• Data extract
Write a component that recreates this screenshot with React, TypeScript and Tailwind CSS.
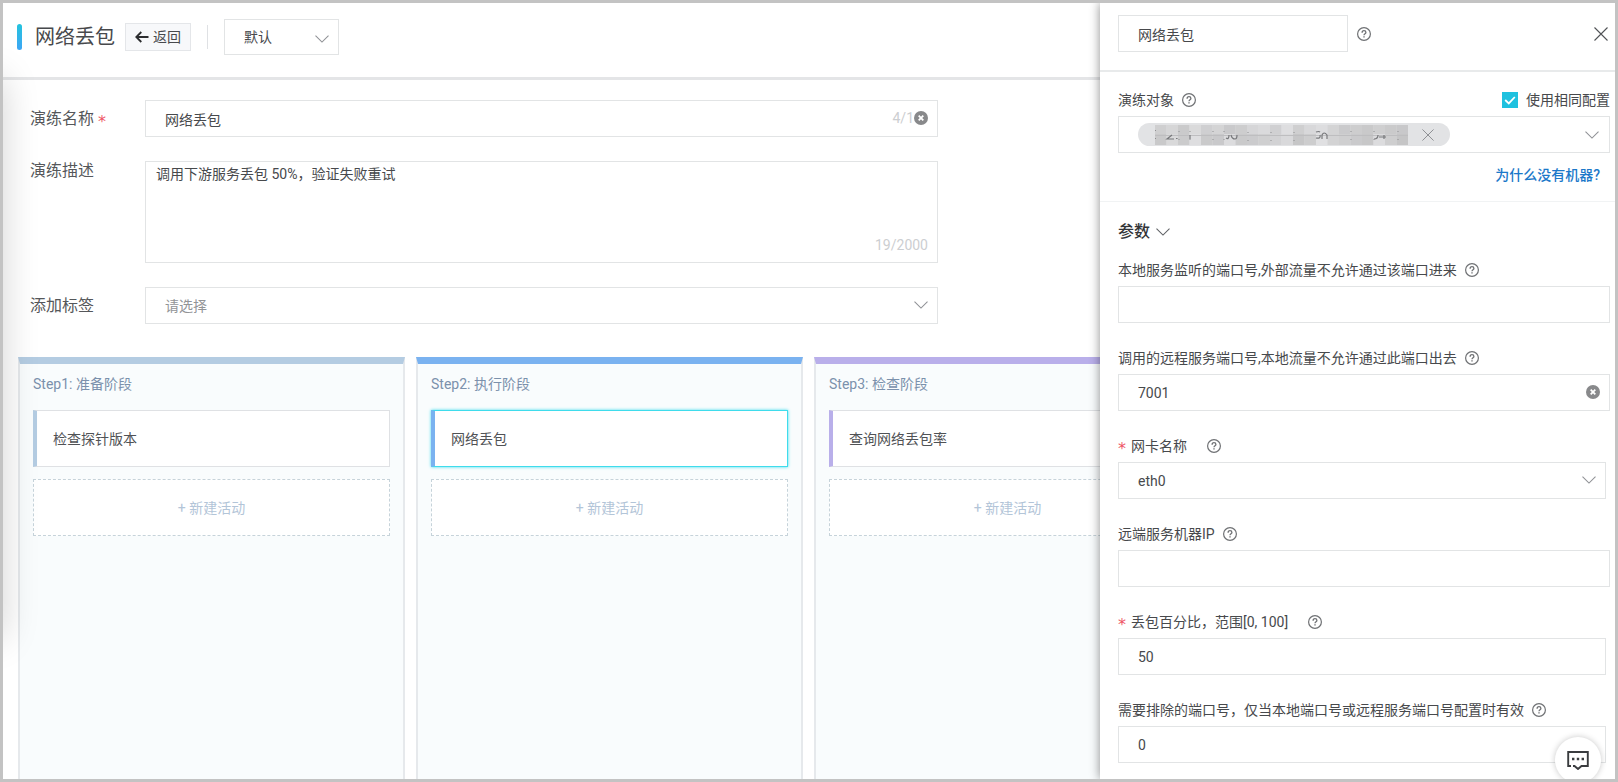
import React, { useState } from 'react';

// Thin chevron shared by every drop-down
const Chevron = ({ className = '' }: { className?: string }) => (
  <svg viewBox="0 0 14 8" className={`h-2 w-3.5 ${className}`} fill="none" stroke="currentColor" strokeWidth="1.1" aria-hidden="true">
    <path d="M0.5 0.7 L7 7.1 L13.5 0.7" />
  </svg>
);

const Cross = ({ className = '' }: { className?: string }) => (
  <svg viewBox="0 0 14 14" className={className} fill="none" stroke="currentColor" strokeWidth="1.1" aria-hidden="true">
    <path d="M0.5 0.5 L13.5 13.5 M13.5 0.5 L0.5 13.5" />
  </svg>
);

const Help = () => (
  <button type="button" aria-label="帮助" className="block shrink-0 text-[#6f7174]">
    <svg viewBox="0 0 14 14" className="block h-3.5 w-3.5" fill="none" stroke="currentColor" aria-hidden="true">
      <circle cx="7" cy="7" r="6.4" strokeWidth="1.2" />
      <path d="M5.1 5.7 C5.1 4.4 5.9 3.7 7 3.7 C8.1 3.7 8.9 4.4 8.9 5.4 C8.9 6.7 7 6.7 7 8.3" strokeWidth="1.3" />
      <path d="M7 9.3 V10.6" strokeWidth="1.4" />
    </svg>
  </button>
);

const Clear = ({ onClick }: { onClick: () => void }) => (
  <button type="button" aria-label="清除" onClick={onClick} className="block shrink-0">
    <svg viewBox="0 0 14 14" className="block h-3.5 w-3.5" aria-hidden="true">
      <circle cx="7" cy="7" r="7" fill="#88898b" />
      <path d="M4.7 4.7 L9.3 9.3 M9.3 4.7 L4.7 9.3" stroke="#fff" strokeWidth="1.8" />
    </svg>
  </button>
);

const Required = () => (
  <span className="pt-1.5 font-['DejaVu_Sans',sans-serif] text-base leading-none text-[#ee5566]">*</span>
);

const steps = [
  { title: 'Step1: 准备阶段', activity: '检查探针版本', bar: 'border-t-[#b4cce2]', side: 'border-l-[#b4cce2]', active: false },
  { title: 'Step2: 执行阶段', activity: '网络丢包', bar: 'border-t-[#7ab2f0]', side: 'border-l-[#7ab2f0]', active: true },
  { title: 'Step3: 检查阶段', activity: '查询网络丢包率', bar: 'border-t-[#b9afea]', side: 'border-l-[#b9afea]', active: false }
];

interface Param {
  id: string;
  label: string;
  value: string;
  required?: boolean;
  clearable?: boolean;
  select?: boolean;
  narrow?: boolean;
}

const params: Param[] = [
  { id: 'localPort', label: '本地服务监听的端口号,外部流量不允许通过该端口进来', value: '' },
  { id: 'remotePort', label: '调用的远程服务端口号,本地流量不允许通过此端口出去', value: '7001', clearable: true },
  { id: 'nic', label: '网卡名称', value: 'eth0', required: true, select: true, narrow: true },
  { id: 'remoteIp', label: '远端服务机器IP', value: '' },
  { id: 'percent', label: '丢包百分比，范围[0, 100]', value: '50', required: true, narrow: true },
  { id: 'exclude', label: '需要排除的端口号，仅当本地端口号或远程服务端口号配置时有效', value: '0', narrow: true }
];

// Grey levels of the masked machine name, one tile per entry
const maskTop = ['#cfcfd0', '#d6d6d7', '#cacacb', '#dadadb', '#cfcfd1', '#d4d4d5', '#c9c9cb', '#cdcdce', '#d6d6d8', '#dadadc', '#d0d0d2', '#dedee0', '#cfcfd0', '#d8d8da', '#dddddf', '#d4d4d5', '#cacacc', '#cdcdce', '#c9c9ca', '#cfcfd0', '#cacacb', '#c8c8ca'];
const maskBottom = ['#c9c9ca', '#d9d9da', '#cbcbcc', '#dedee0', '#cacacb', '#c9c9cb', '#dcdcde', '#cacacb', '#cbcbcd', '#cfcfd0', '#d2d2d4', '#d9d9db', '#c6c6c7', '#cdcdce', '#e0e0e2', '#d3d3d4', '#cfcfd0', '#cacacc', '#c7c7c8', '#dcdcde', '#cececf', '#c5c5c6'];

const MaskedName = () => (
  <svg viewBox="0 0 253 20" className="h-5 w-[253px]" role="img" aria-label="机器">
    {maskTop.map((fill, i) => (
      <rect key={i} x={i * 11.5} y="0" width="11.6" height="9" fill={fill} />
    ))}
    {maskBottom.map((fill, i) => (
      <rect key={i} x={i * 11.5} y="9" width="11.6" height="11" fill={fill} />
    ))}
    <path d="M0 10.5 H253" stroke="#bebec0" strokeWidth="1" />
    <g fill="none" stroke="#77787b" strokeWidth="1.2">
      <path d="M17 10 L12 14 H19 M21 13.5 h1.6 M35 10 V14" />
      <path d="M71 13 q3 2 3 -3 M76 10 q1 4 4 4 q2 0 2 -4" />
      <path d="M161 7 q3 -1 4 0 M161 13 q5 1 4 -3 M167 14 V10 q2 -4 5 0 V14" />
      <path d="M219 14 q4 0 4 -4 M224 12 H231 M229 10 V14" />
    </g>
    <g stroke="#8f9092" strokeWidth="1" strokeDasharray="1 7">
      <path d="M0.5 5 V20 M24 6 V20 M35 6 V20 M58 6 V20 M69 6 V20 M93 7 V20 M116 7 V20 M139 7 V20 M196 6 V20 M219 6 V20 M243 6 V20" />
    </g>
  </svg>
);

function ParamField({ param }: { param: Param }) {
  const [value, setValue] = useState(param.value);
  const box = 'h-[37px] w-full appearance-none rounded-none border border-[#e2e4e5] bg-white pl-[19px] pr-10 text-sm text-[#47494c] outline-none';

  return (
    <div className={param.narrow ? 'pr-1' : ''}>
      <div className="flex h-8 items-center">
        {param.required && <span className="flex w-[13px]"><Required /></span>}
        <label htmlFor={param.id} className="whitespace-nowrap">{param.label}</label>
        <span className={param.required ? 'ml-5' : 'ml-2'}><Help /></span>
      </div>
      <div className="relative">
        {param.select ? (
          <select id={param.id} value={value} onChange={(e) => setValue(e.target.value)} className={box}>
            <option>{param.value}</option>
          </select>
        ) : (
          <input id={param.id} type="text" value={value} onChange={(e) => setValue(e.target.value)} className={box} />
        )}
        {param.select && <Chevron className="pointer-events-none absolute right-2.5 top-3.5 text-[#909296]" />}
        {param.clearable && (
          <span className="absolute right-2.5 top-[11px]"><Clear onClick={() => setValue('')} /></span>
        )}
      </div>
    </div>
  );
}

export default function App() {
  const [name, setName] = useState('网络丢包');
  const [desc, setDesc] = useState('调用下游服务丢包 50%，验证失败重试');
  const [nodeName, setNodeName] = useState('网络丢包');
  const [sameConfig, setSameConfig] = useState(true);

  return (
    <div className="relative flex h-screen overflow-hidden border-[3px] border-[#c3c3c3] bg-white font-['Roboto','Noto_Sans_CJK_SC',sans-serif] text-sm text-[#47494c]">
      {/* Shade cast by the collapsed side menu */}
      <div className="pointer-events-none absolute -left-10 top-[75px] h-[560px] w-10 shadow-[0_0_36px_rgba(0,0,0,0.18)]" />

      <main className="flex min-w-0 flex-1 flex-col overflow-hidden">
        <header className="flex h-[77px] shrink-0 items-start border-b-[3px] border-[#e4e5e7] pl-3.5 pt-4">
          <div className="flex h-9 items-center">
            <span className="h-[26px] w-[5px] rounded-sm bg-linear-to-b from-[#22c3dd] to-[#3da5f5]" />
            <h1 className="ml-[13px] text-xl leading-8">网络丢包</h1>
            <button type="button" className="ml-2.5 flex h-7 w-[66px] items-center justify-center gap-1 border border-[#e4e6e9] bg-[#f7f8fa]">
              <svg viewBox="0 0 14 12" className="h-3 w-3.5" fill="none" stroke="#2c2d2f" strokeWidth="1.8" aria-hidden="true">
                <path d="M13.5 6 H1.5 M6.3 1 L1.3 6 L6.3 11" />
              </svg>
              返回
            </button>
            <span className="ml-4 h-6 w-px bg-[#dfe1e4]" />
            <div className="relative ml-4">
              <select aria-label="环境" className="h-9 w-[115px] appearance-none rounded-none border border-[#e2e4e5] bg-white pl-[19px] outline-none">
                <option>默认</option>
              </select>
              <Chevron className="pointer-events-none absolute right-2.5 top-4 text-[#909296]" />
            </div>
          </div>
        </header>

        <form className="flex shrink-0 flex-col gap-6 pl-[27px] pt-5">
          <div className="flex">
            <label htmlFor="name" className="flex w-[115px] shrink-0 items-center gap-1 text-base leading-[37px] text-[#55575a]">
              演练名称 <Required />
            </label>
            <div className="relative w-[793px]">
              <input id="name" type="text" value={name} onChange={(e) => setName(e.target.value)} className="h-[37px] w-full border border-[#e2e4e5] bg-white pl-[19px] pr-14 outline-none" />
              <div className="absolute right-2.5 top-0 flex h-9 items-center">
                <span className="text-[#ccced1]">4/1</span>
                <Clear onClick={() => setName('')} />
              </div>
            </div>
          </div>

          <div className="flex">
            <label htmlFor="desc" className="w-[115px] shrink-0 text-base leading-5 text-[#55575a]">演练描述</label>
            <div className="relative w-[793px]">
              <textarea id="desc" value={desc} onChange={(e) => setDesc(e.target.value)} className="block h-[102px] w-full resize-none border border-[#e2e4e5] bg-white px-2.5 py-0.5 leading-5 outline-none" />
              <span className="absolute bottom-2 right-2.5 leading-5 text-[#ccced1]">19/2000</span>
            </div>
          </div>

          <div className="flex">
            <label htmlFor="tags" className="w-[115px] shrink-0 text-base leading-[37px] text-[#55575a]">添加标签</label>
            <div className="relative w-[793px]">
              <select id="tags" className="h-[37px] w-full appearance-none rounded-none border border-[#e2e4e5] bg-white pl-[19px] text-[#929497] outline-none">
                <option>请选择</option>
              </select>
              <Chevron className="pointer-events-none absolute right-2.5 top-3.5 text-[#909296]" />
            </div>
          </div>
        </form>

        <div className="mt-[33px] flex min-h-0 flex-1 gap-[11px] pl-[15px]">
          {steps.map((step) => (
            <section key={step.title} className={`w-[387px] shrink-0 border-x-2 border-t-[7px] border-x-[#e6e9ec] bg-[#f9fcfd] px-[13px] ${step.bar}`}>
              <h2 className="pb-4 pt-2.5 leading-5 text-[#7b91ac]">{step.title}</h2>
              <div
                className={`flex h-[57px] items-center border border-l-4 bg-white pl-4 text-[#505255] ${
                  step.active ? 'border-y-[#3fdcec] border-r-[#3fdcec] shadow-[0_0_3px_#3fdcec]' : 'border-y-[#dfe1e4] border-r-[#dfe1e4]'
                } ${step.side}`}
              >
                {step.activity}
              </div>
              <button type="button" className="mt-3 h-[57px] w-full border border-dashed border-[#c6d3da] bg-white text-[#b3c5d8]">
                + 新建活动
              </button>
            </section>
          ))}
        </div>
      </main>

      <aside className="relative flex w-[515px] shrink-0 flex-col bg-white shadow-[0_0_10px_rgba(0,0,0,0.45)]">
        <div className="flex h-[69px] shrink-0 items-start border-b-2 border-[#e8eaeb] pl-[18px] pr-[7px] pt-3">
          <div className="flex h-[37px] flex-1 items-center">
            <input type="text" aria-label="活动名称" value={nodeName} onChange={(e) => setNodeName(e.target.value)} className="mr-[9px] h-[37px] w-[230px] border border-[#e2e4e5] bg-white pl-[19px] outline-none" />
            <Help />
            <button type="button" aria-label="关闭" className="ml-auto text-[#505256]">
              <Cross className="block h-3.5 w-3.5" />
            </button>
          </div>
        </div>

        <div className="shrink-0 border-b border-[#f1f3f4] pb-4 pl-[18px] pr-[5px] pt-3">
          <div className="flex h-8 items-center pb-1 pt-1">
            <span id="targets">演练对象</span>
            <span className="ml-2"><Help /></span>
            <label className="ml-auto flex items-center gap-2">
              <span className="relative block h-4 w-4">
                <input type="checkbox" checked={sameConfig} onChange={(e) => setSameConfig(e.target.checked)} className="peer block h-4 w-4 appearance-none border border-[#c6cacd] checked:border-[#1fc1df] checked:bg-[#1fc1df]" />
                <svg viewBox="0 0 16 16" className="pointer-events-none absolute inset-0 hidden peer-checked:block" fill="none" stroke="#fff" strokeWidth="1.8" aria-hidden="true">
                  <path d="M3.2 8 L6.8 11.4 L12.8 5" />
                </svg>
              </span>
              使用相同配置
            </label>
          </div>
          <div role="group" aria-labelledby="targets" className="flex h-[37px] items-center border border-[#e2e4e5] pl-[19px] pr-2.5">
            <span className="flex h-[23px] w-[312px] items-center rounded-full bg-[#e2e3e5] pl-[17px]">
              <MaskedName />
              <button type="button" aria-label="移除" className="ml-3.5 text-[#898b8f]">
                <Cross className="block h-3 w-3" />
              </button>
            </span>
            <button type="button" aria-label="展开" className="ml-auto text-[#909296]">
              <Chevron className="block" />
            </button>
          </div>
          <div className="flex justify-end pr-2.5 pt-3">
            <a href="#" className="font-medium leading-5 text-[#1b78c9]">为什么没有机器?</a>
          </div>
        </div>

        <div className="pl-[18px] pr-[5px]">
          <button type="button" className="mt-[18px] flex h-6 items-center gap-1.5 text-base font-medium text-[#333538]">
            参数
            <Chevron className="text-[#606266]" />
          </button>
          <div className="mt-2.5 flex flex-col gap-[19px]">
            {params.map((param) => (
              <ParamField key={param.id} param={param} />
            ))}
          </div>
        </div>

        {/* Floating feedback bubble */}
        <button type="button" aria-label="反馈" className="absolute -bottom-1 right-3.5 flex h-[46px] w-[46px] items-center justify-center rounded-full bg-white shadow-[0_0_6px_rgba(0,0,0,0.22)]">
          <svg viewBox="0 0 22 20" className="h-5 w-[22px]" fill="none" stroke="#3a3c3f" strokeWidth="1.9" aria-hidden="true">
            <path d="M4 16 H1.2 V2 H20.8 V16 H14.5 L11 19 L7.5 16 H6" />
            <path d="M5 9 h2.4 M9.8 9 h2.4 M14.6 9 h2.4" strokeWidth="2.4" />
          </svg>
        </button>
      </aside>
    </div>
  );
}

• Stated exercise
Extract from the data every line where "React" shows up.

• Answer below
Write a component that recreates this screenshot with React, TypeScript and Tailwind CSS.
import React, { useState } from 'react';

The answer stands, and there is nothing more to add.